— BEGIN Given material —

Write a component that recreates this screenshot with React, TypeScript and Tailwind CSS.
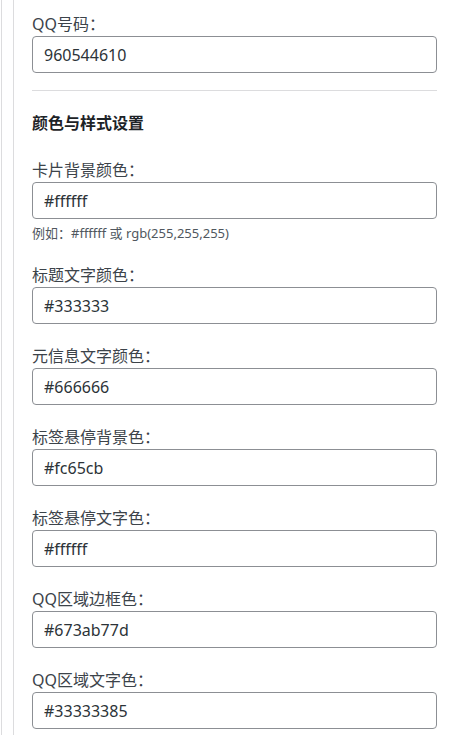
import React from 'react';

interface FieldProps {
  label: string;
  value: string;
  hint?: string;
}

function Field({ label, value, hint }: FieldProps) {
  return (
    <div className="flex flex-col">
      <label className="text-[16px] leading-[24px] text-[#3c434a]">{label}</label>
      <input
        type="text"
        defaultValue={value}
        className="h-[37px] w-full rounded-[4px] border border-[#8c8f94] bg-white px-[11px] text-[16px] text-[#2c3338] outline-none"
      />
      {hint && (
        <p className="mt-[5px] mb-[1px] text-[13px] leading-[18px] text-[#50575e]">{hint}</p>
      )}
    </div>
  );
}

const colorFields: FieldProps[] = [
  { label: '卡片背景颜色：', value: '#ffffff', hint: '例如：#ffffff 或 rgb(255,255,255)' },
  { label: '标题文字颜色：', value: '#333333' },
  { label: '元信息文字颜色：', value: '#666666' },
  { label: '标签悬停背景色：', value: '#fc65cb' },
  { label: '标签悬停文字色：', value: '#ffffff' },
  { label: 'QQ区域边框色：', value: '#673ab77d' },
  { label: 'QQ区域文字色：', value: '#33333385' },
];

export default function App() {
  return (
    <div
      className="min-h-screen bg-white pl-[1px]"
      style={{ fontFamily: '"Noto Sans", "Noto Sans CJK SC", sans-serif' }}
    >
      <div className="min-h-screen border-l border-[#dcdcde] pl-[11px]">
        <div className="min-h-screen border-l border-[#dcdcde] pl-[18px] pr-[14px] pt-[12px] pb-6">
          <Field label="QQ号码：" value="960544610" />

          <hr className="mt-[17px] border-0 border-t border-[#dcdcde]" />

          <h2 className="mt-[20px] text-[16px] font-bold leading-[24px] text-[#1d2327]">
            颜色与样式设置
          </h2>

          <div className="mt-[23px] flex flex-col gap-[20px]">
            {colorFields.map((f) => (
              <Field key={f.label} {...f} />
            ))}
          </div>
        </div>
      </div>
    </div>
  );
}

— END Given material —

* Task statement *
Every line above should be returned exactly; the pictures stay out.

* Written answer *
Write a component that recreates this screenshot with React, TypeScript and Tailwind CSS.
import React from 'react';

interface FieldProps {
  label: string;
  value: string;
  hint?: string;
}

function Field({ label, value, hint }: FieldProps) {
  return (
    <div className="flex flex-col">
      <label className="text-[16px] leading-[24px] text-[#3c434a]">{label}</label>
      <input
        type="text"
        defaultValue={value}
        className="h-[37px] w-full rounded-[4px] border border-[#8c8f94] bg-white px-[11px] text-[16px] text-[#2c3338] outline-none"
      />
      {hint && (
        <p className="mt-[5px] mb-[1px] text-[13px] leading-[18px] text-[#50575e]">{hint}</p>
      )}
    </div>
  );
}

const colorFields: FieldProps[] = [
  { label: '卡片背景颜色：', value: '#ffffff', hint: '例如：#ffffff 或 rgb(255,255,255)' },
  { label: '标题文字颜色：', value: '#333333' },
  { label: '元信息文字颜色：', value: '#666666' },
  { label: '标签悬停背景色：', value: '#fc65cb' },
  { label: '标签悬停文字色：', value: '#ffffff' },
  { label: 'QQ区域边框色：', value: '#673ab77d' },
  { label: 'QQ区域文字色：', value: '#33333385' },
];

export default function App() {
  return (
    <div
      className="min-h-screen bg-white pl-[1px]"
      style={{ fontFamily: '"Noto Sans", "Noto Sans CJK SC", sans-serif' }}
    >
      <div className="min-h-screen border-l border-[#dcdcde] pl-[11px]">
        <div className="min-h-screen border-l border-[#dcdcde] pl-[18px] pr-[14px] pt-[12px] pb-6">
          <Field label="QQ号码：" value="960544610" />

          <hr className="mt-[17px] border-0 border-t border-[#dcdcde]" />

          <h2 className="mt-[20px] text-[16px] font-bold leading-[24px] text-[#1d2327]">
            颜色与样式设置
          </h2>

          <div className="mt-[23px] flex flex-col gap-[20px]">
            {colorFields.map((f) => (
              <Field key={f.label} {...f} />
            ))}
          </div>
        </div>
      </div>
    </div>
  );
}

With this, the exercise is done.